┌──
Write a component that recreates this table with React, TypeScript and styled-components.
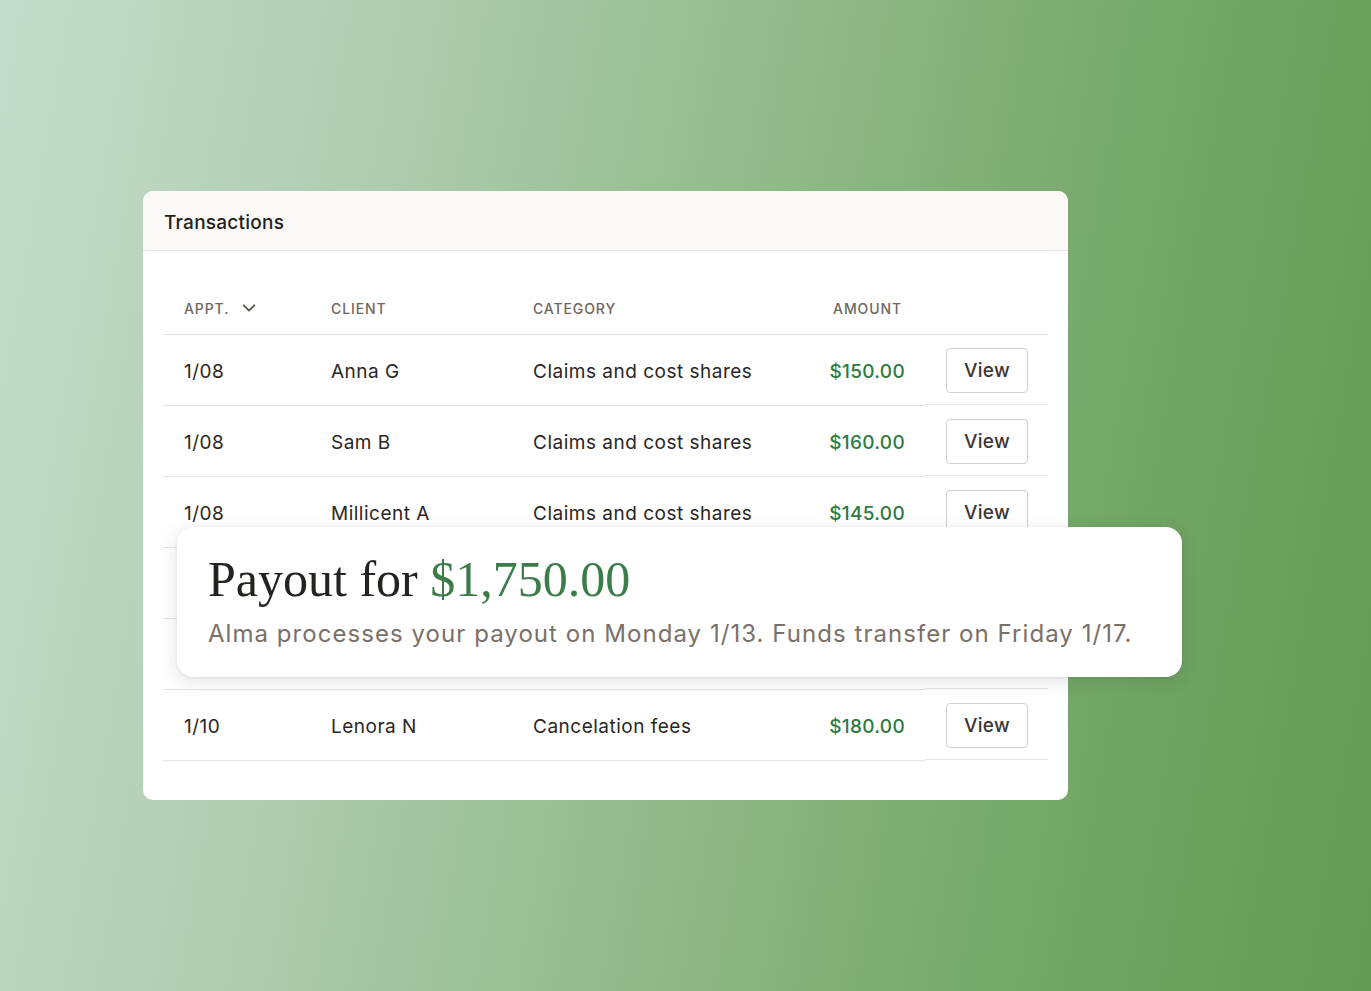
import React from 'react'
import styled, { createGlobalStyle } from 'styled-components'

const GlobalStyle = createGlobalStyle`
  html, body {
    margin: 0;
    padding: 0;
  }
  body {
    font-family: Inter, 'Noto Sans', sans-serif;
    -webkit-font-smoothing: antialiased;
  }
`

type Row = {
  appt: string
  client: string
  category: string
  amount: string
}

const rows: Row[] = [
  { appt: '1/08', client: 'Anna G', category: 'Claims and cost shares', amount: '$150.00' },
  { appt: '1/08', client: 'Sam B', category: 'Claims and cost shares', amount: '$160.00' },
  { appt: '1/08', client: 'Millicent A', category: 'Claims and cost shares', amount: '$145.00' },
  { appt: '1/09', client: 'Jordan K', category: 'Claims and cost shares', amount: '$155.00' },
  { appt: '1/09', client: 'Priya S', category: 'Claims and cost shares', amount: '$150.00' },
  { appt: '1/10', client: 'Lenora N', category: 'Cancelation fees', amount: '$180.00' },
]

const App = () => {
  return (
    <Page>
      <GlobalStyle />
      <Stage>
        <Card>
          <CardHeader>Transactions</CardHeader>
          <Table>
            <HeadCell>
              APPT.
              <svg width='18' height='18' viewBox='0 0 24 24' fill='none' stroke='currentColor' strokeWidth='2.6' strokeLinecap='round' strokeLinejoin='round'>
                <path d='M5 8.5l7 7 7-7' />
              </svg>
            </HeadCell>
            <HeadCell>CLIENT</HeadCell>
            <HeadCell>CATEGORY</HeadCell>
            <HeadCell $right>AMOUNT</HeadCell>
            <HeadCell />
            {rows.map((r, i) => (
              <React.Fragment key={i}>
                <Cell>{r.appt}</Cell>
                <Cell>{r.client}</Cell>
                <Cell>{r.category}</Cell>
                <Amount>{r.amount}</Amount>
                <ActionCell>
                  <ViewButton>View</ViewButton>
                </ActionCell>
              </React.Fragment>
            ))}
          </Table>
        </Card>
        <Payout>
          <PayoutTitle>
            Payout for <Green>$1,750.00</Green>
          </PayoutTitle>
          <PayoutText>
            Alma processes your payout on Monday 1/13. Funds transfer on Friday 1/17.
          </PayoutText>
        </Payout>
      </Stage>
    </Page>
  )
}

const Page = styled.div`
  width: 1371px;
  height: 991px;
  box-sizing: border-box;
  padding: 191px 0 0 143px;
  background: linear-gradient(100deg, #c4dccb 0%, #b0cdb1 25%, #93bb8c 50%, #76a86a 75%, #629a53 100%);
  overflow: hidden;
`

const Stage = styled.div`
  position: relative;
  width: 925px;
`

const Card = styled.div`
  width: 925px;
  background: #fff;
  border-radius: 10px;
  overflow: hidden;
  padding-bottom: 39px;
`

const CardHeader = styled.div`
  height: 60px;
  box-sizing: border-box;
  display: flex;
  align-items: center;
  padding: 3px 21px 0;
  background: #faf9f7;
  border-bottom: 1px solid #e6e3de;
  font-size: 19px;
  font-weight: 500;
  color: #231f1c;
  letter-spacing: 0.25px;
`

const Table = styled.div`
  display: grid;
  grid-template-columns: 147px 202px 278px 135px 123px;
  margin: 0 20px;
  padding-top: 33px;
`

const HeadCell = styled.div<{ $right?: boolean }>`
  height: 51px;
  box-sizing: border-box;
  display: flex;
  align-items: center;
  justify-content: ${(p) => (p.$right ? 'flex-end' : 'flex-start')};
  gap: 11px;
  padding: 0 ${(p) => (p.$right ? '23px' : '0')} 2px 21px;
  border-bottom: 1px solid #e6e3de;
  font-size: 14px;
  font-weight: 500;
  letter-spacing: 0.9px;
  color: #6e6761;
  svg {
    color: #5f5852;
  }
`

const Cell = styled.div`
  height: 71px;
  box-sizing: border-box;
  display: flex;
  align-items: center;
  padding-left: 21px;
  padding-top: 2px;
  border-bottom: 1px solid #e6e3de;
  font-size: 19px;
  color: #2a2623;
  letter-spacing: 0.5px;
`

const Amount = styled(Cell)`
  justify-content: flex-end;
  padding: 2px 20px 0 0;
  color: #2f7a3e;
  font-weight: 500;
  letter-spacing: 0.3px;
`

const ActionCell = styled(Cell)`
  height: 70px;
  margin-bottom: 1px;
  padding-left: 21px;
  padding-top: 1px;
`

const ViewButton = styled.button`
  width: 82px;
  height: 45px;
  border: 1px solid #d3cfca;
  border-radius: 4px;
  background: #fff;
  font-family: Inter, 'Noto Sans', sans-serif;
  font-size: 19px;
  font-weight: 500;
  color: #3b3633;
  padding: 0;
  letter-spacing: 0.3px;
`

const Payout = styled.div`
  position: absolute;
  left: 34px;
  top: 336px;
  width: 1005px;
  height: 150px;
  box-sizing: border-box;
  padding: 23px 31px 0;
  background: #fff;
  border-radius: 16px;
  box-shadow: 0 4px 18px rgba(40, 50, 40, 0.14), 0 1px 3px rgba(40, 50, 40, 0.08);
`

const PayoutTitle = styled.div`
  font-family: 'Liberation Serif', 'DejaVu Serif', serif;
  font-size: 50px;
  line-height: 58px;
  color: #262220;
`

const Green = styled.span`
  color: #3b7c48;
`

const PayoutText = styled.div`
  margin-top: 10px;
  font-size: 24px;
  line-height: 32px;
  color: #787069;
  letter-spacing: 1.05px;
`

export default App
└──
-- Directions for this task --
Make a copy of each line that contains the string "components".

-- Answer to this problem --
Write a component that recreates this table with React, TypeScript and styled-components.
import styled, { createGlobalStyle } from 'styled-components'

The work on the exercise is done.